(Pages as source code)
####

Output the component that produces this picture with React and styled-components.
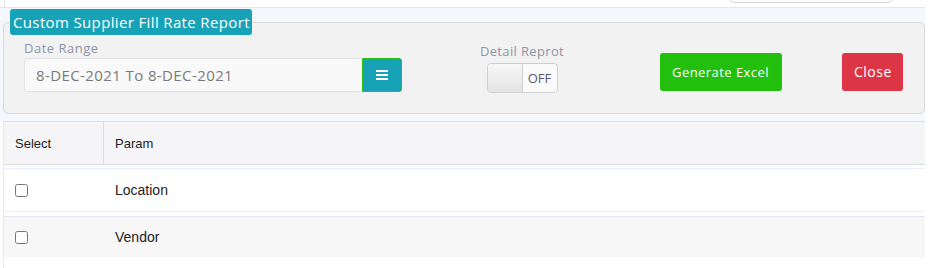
import React from "react";
import styled, { createGlobalStyle } from "styled-components";

const Global = createGlobalStyle`
  html, body { margin: 0; padding: 0; background: #ffffff; }
  body { font-family: "Open Sans", "Liberation Sans", sans-serif; }
  * { box-sizing: border-box; }
`;

const Main = styled.div`
  width: 925px;
`;

const TopBar = styled.div`
  height: 8px;
  background: #ffffff;
  border-bottom: 1px solid #e4e7ee;
  display: flex;
  justify-content: space-between;
  overflow: hidden;
`;

const TopEdge = styled.div`
  margin-left: 4px;
  width: 1px;
  background: #e2e4ea;
`;

const SearchStub = styled.div`
  margin-top: -20px;
  margin-right: 30px;
  width: 168px;
  height: 23px;
  border: 1px solid #d9d9d9;
  border-radius: 8px;
  background: #fff;
`;

const FilterBand = styled.div`
  background: #f4f7fc;
  padding: 1px 0 7px 3px;
`;

const Panel = styled.fieldset`
  margin: 0;
  padding: 0 0 20px 6px;
  border: 1px solid #dadada;
  border-radius: 5px;
  background: #f2f2f2;
  min-width: 0;
`;

const Legend = styled.legend`
  background: #17a2b8;
  color: #ffffff;
  font-size: 15px;
  line-height: 26px;
  height: 26px;
  padding: 0 2px 0 3px;
  border-radius: 3px;
  letter-spacing: 0.36px;
`;

const Row = styled.div`
  display: flex;
  align-items: flex-start;
  padding-left: 14px;
  margin-top: 4px;
`;

const Field = styled.div`
  display: flex;
  flex-direction: column;
`;

const Label = styled.div`
  font-size: 13px;
  line-height: 19px;
  color: #8e93a6;
  letter-spacing: ${(p) => p.$ls || 0}px;
`;

const InputGroup = styled.div`
  display: flex;
  height: 34px;
`;

const DateInput = styled.div`
  width: 338px;
  height: 34px;
  background: #f9f9f9;
  border: 1px solid #e3e3e3;
  border-right: none;
  border-radius: 4px 0 0 4px;
  font-size: 15px;
  letter-spacing: 0.4px;
  line-height: 32px;
  color: #7a7a7a;
  padding-left: 11px;
`;

const MenuButton = styled.div`
  width: 40px;
  height: 34px;
  background: #17a2b8;
  border: 1px solid #2ec21a;
  border-radius: 0 3px 3px 0;
  display: flex;
  align-items: center;
  justify-content: center;
`;

const ToggleField = styled.div`
  display: flex;
  flex-direction: column;
  align-items: center;
  width: 90px;
  margin-left: 75px;
  margin-top: 3px;
`;

const Toggle = styled.div`
  margin-top: 2px;
  width: 71px;
  height: 30px;
  border: 1px solid #cfcfcf;
  border-radius: 4px;
  display: flex;
  overflow: hidden;
  background: #fafafa;
`;

const Knob = styled.div`
  width: 35px;
  background: linear-gradient(#f7f7f7, #e3e3e3);
  border-right: 1px solid #cfcfcf;
`;

const ToggleText = styled.div`
  flex: 1;
  text-align: center;
  font-size: 13px;
  line-height: 28px;
  color: #5b5670;
`;

const Button = styled.div`
  height: 38px;
  padding: 0 ${(p) => p.$pr}px 0 ${(p) => p.$pl}px;
  margin-left: ${(p) => p.$ml}px;
  margin-top: 14px;
  border-radius: 3px;
  background: ${(p) => p.$bg};
  color: #ffffff;
  font-size: ${(p) => p.$fs}px;
  letter-spacing: ${(p) => p.$ls}px;
  line-height: 38px;
  white-space: nowrap;
`;

const Table = styled.div`
  margin-left: 3px;
  border-left: 1px solid #e6ebf5;
  min-height: 147px;
  background: #ffffff;
  font-family: "Liberation Sans", Arial, sans-serif;
`;

const HeadRow = styled.div`
  display: grid;
  grid-template-columns: 100px 1fr;
  height: 44px;
  background: #f5f5f7;
  border-top: 1px solid #dddde2;
  border-bottom: 1px solid #dcdce0;
`;

const HeadCell = styled.div`
  display: flex;
  align-items: center;
  padding-left: ${(p) => p.$pl}px;
  font-size: 13px;
  color: #222;
  border-right: ${(p) => (p.$divider ? "1px solid #dcdce0" : "none")};
`;

const BodyRow = styled.div`
  display: grid;
  grid-template-columns: 100px 1fr;
  height: ${(p) => p.$h}px;
  margin-top: ${(p) => p.$mt}px;
  background: ${(p) => (p.$striped ? "#f7f7f7" : "#ffffff")};
  border-top: 1px solid ${(p) => (p.$striped ? "#e6e6f0" : "#e8eefa")};
  border-bottom: ${(p) => (p.$striped ? "none" : "1px solid #e8eefa")};
`;

const Cell = styled.div`
  display: flex;
  align-items: center;
  padding-left: ${(p) => p.$pl}px;
  font-size: 14px;
  color: #222;
`;

const Check = styled.input`
  margin: 0;
  width: 13px;
  height: 13px;
`;

const rows = ["Location", "Vendor"];

export default function App() {
  return (
    <Main>
      <Global />
      <TopBar>
        <TopEdge />
        <SearchStub />
      </TopBar>
      <FilterBand>
        <Panel>
          <Legend>Custom Supplier Fill Rate Report</Legend>
          <Row>
            <Field>
              <Label $ls={0.5}>Date Range</Label>
              <InputGroup>
                <DateInput>8-DEC-2021 To 8-DEC-2021</DateInput>
                <MenuButton>
                  <svg width="12" height="10" viewBox="0 0 12 10">
                    <rect x="0" y="0" width="12" height="2" fill="#fff" />
                    <rect x="0" y="4" width="12" height="2" fill="#fff" />
                    <rect x="0" y="8" width="12" height="2" fill="#fff" />
                  </svg>
                </MenuButton>
              </InputGroup>
            </Field>
            <ToggleField>
              <Label $ls={0.35}>Detail Reprot</Label>
              <Toggle>
                <Knob />
                <ToggleText>OFF</ToggleText>
              </Toggle>
            </ToggleField>
            <Button $bg="#22bf0c" $pl={12} $pr={13} $ml={93} $fs={13} $ls={0.45}>Generate Excel</Button>
            <Button $bg="#dc3545" $pl={12} $pr={11} $ml={60} $fs={14} $ls={0.5}>Close</Button>
          </Row>
        </Panel>
      </FilterBand>
      <Table>
        <HeadRow>
          <HeadCell $pl={11} $divider>Select</HeadCell>
          <HeadCell $pl={11}>Param</HeadCell>
        </HeadRow>
        {rows.map((r, i) => (
          <BodyRow key={r} $striped={i % 2 === 1} $h={i === 0 ? 44 : 41} $mt={i === 0 ? 3 : 4}>
            <Cell $pl={11}>
              <Check type="checkbox" />
            </Cell>
            <Cell $pl={11}>{r}</Cell>
          </BodyRow>
        ))}
      </Table>
    </Main>
  );
}
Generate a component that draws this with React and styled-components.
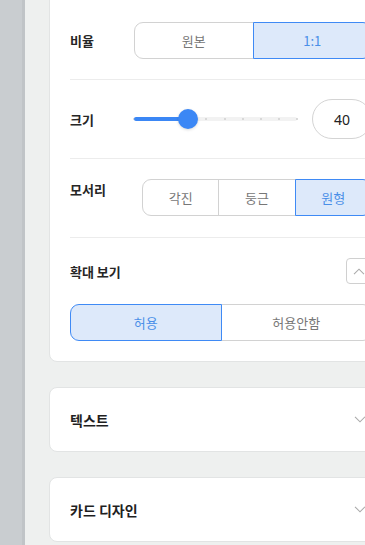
import React from 'react';
import styled, { createGlobalStyle } from 'styled-components';

const Global = createGlobalStyle`
  html, body { margin: 0; padding: 0; overflow: hidden; }
  body {
    font-family: "Noto Sans CJK KR", "Noto Sans", sans-serif;
    background: #eef0ef;
  }
`;

const Shell = styled.div`
  display: flex;
  width: 420px;
  height: 545px;
`;

const Side = styled.div`
  width: 22px;
  flex-shrink: 0;
  background: #c9cdd0;
  border-right: 3px solid #c0c4c7;
`;

const Main = styled.div`
  flex: 1;
  padding: 0 24px;
  display: flex;
  flex-direction: column;
  gap: 25px;
  margin-top: -10px;
`;

const Card = styled.section`
  width: 344px;
  box-sizing: border-box;
  background: #fff;
  border: 1px solid #e2e4e4;
  border-radius: 8px;
  padding: ${p => (p.$open ? '10px 20px 20px' : '0 20px')};
`;

const Row = styled.div`
  display: flex;
  align-items: ${p => p.$align || 'center'};
  height: 38px;
  padding: 20px 0;
  border-bottom: 1px solid #ececec;
`;

const Label = styled.div`
  width: ${p => p.$w || 64}px;
  flex-shrink: 0;
  font-size: 13px;
  font-weight: 600;
  color: #262626;
  padding-top: ${p => p.$pt || 0}px;
`;

const Segmented = styled.div`
  flex: 1;
  display: flex;
`;

const Seg = styled.button`
  flex: 1;
  height: 37px;
  margin-left: -1px;
  font-family: inherit;
  font-size: 13px;
  color: ${p => (p.$on ? '#4a8fe8' : '#777')};
  background: ${p => (p.$on ? '#dde9fa' : '#fff')};
  border: 1px solid ${p => (p.$on ? '#3f8af5' : '#d2d2d2')};
  position: relative;
  z-index: ${p => (p.$on ? 1 : 0)};
  padding: 0;
  &:first-child { margin-left: 0; border-radius: 9px 0 0 9px; }
  &:last-child { border-radius: 0 9px 9px 0; }
`;

const SliderWrap = styled.div`
  flex: 1;
  height: 20px;
  position: relative;
  margin-right: 15px;
  display: flex;
  align-items: center;
`;

const Track = styled.div`
  width: 100%;
  height: 4px;
  border-radius: 2px;
  background: #f2f2f2;
  position: relative;
`;

const Fill = styled.div`
  position: absolute;
  left: 0;
  top: 0;
  height: 4px;
  border-radius: 2px;
  background: #3b87f5;
`;

const Dot = styled.span`
  position: absolute;
  top: 1px;
  width: 2px;
  height: 2px;
  margin-left: -1px;
  border-radius: 1px;
  background: #cfcfcf;
`;

const Thumb = styled.span`
  position: absolute;
  top: 50%;
  width: 20px;
  height: 20px;
  margin: -10px 0 0 -10px;
  border-radius: 50%;
  background: #3b87f5;
  box-shadow: 0 1px 3px rgba(0, 0, 0, 0.15);
`;

const NumBox = styled.div`
  width: 60px;
  height: 40px;
  flex-shrink: 0;
  box-sizing: border-box;
  border: 1px solid #d4d4d4;
  border-radius: 20px;
  display: flex;
  align-items: center;
  justify-content: center;
  font-size: 14px;
  color: #222;
  font-family: "Noto Sans", sans-serif;
`;

const Head = styled.div`
  display: flex;
  align-items: center;
  justify-content: space-between;
  padding-top: 20px;
`;

const IconBtn = styled.button`
  width: 26px;
  height: 26px;
  padding: 0;
  border: 1px solid #d0d0d0;
  border-radius: 4px;
  background: #fff;
  display: flex;
  align-items: center;
  justify-content: center;
`;

const Toggle = styled.div`
  display: flex;
  margin-top: 20px;
`;

const FoldHead = styled.div`
  height: 63px;
  display: flex;
  align-items: center;
  justify-content: space-between;
  font-size: 14px;
  font-weight: 700;
  color: #1f1f1f;
`;

const Chev = ({ up, color = '#aaa' }) => (
  <svg width="12" height="7" viewBox="0 0 12 7" fill="none">
    <path d={up ? 'M1 6.2L6 1.2L11 6.2' : 'M1 0.8L6 5.8L11 0.8'} stroke={color} strokeWidth="1.1" />
  </svg>
);

const ChevSlot = styled.span`
  display: flex;
  margin-right: 6px;
`;

const Slider = ({ value, steps }) => {
  const pct = (value / steps) * 100;
  return (
    <SliderWrap>
      <Track>
        {Array.from({ length: steps + 1 }, (_, i) => (
          <Dot key={i} style={{ left: `${(i / steps) * 100}%` }} />
        ))}
        <Fill style={{ width: `${pct}%` }} />
      </Track>
      <Thumb style={{ left: `${pct}%` }} />
    </SliderWrap>
  );
};

export default function App() {
  return (
    <>
      <Global />
      <Shell>
        <Side />
        <Main>
          <Card $open>
            <Row>
              <Label>비율</Label>
              <Segmented>
                <Seg>원본</Seg>
                <Seg $on>1:1</Seg>
              </Segmented>
            </Row>
            <Row>
              <Label>크기</Label>
              <Slider value={3} steps={9} />
              <NumBox>40</NumBox>
            </Row>
            <Row $align="flex-start">
              <Label $w={72} $pt={1}>모서리</Label>
              <Segmented>
                <Seg>각진</Seg>
                <Seg>둥근</Seg>
                <Seg $on>원형</Seg>
              </Segmented>
            </Row>
            <Head>
              <Label>확대 보기</Label>
              <IconBtn>
                <Chev up />
              </IconBtn>
            </Head>
            <Toggle>
              <Seg $on>허용</Seg>
              <Seg>허용안함</Seg>
            </Toggle>
          </Card>
          <Card>
            <FoldHead>
              텍스트
              <ChevSlot><Chev /></ChevSlot>
            </FoldHead>
          </Card>
          <Card>
            <FoldHead>
              카드 디자인
              <ChevSlot><Chev /></ChevSlot>
            </FoldHead>
          </Card>
        </Main>
      </Shell>
    </>
  );
}
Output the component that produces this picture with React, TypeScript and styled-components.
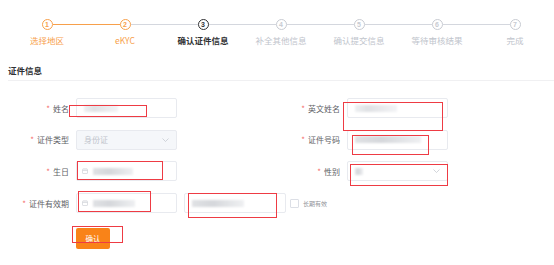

####

> [Set task]
Look through the data above. Each line containing the word "Generate" needs to be copied.

> [Response]
            <Button $bg="#22bf0c" $pl={12} $pr={13} $ml={93} $fs={13} $ls={0.45}>Generate Excel</Button>
Generate a component that draws this with React and styled-components.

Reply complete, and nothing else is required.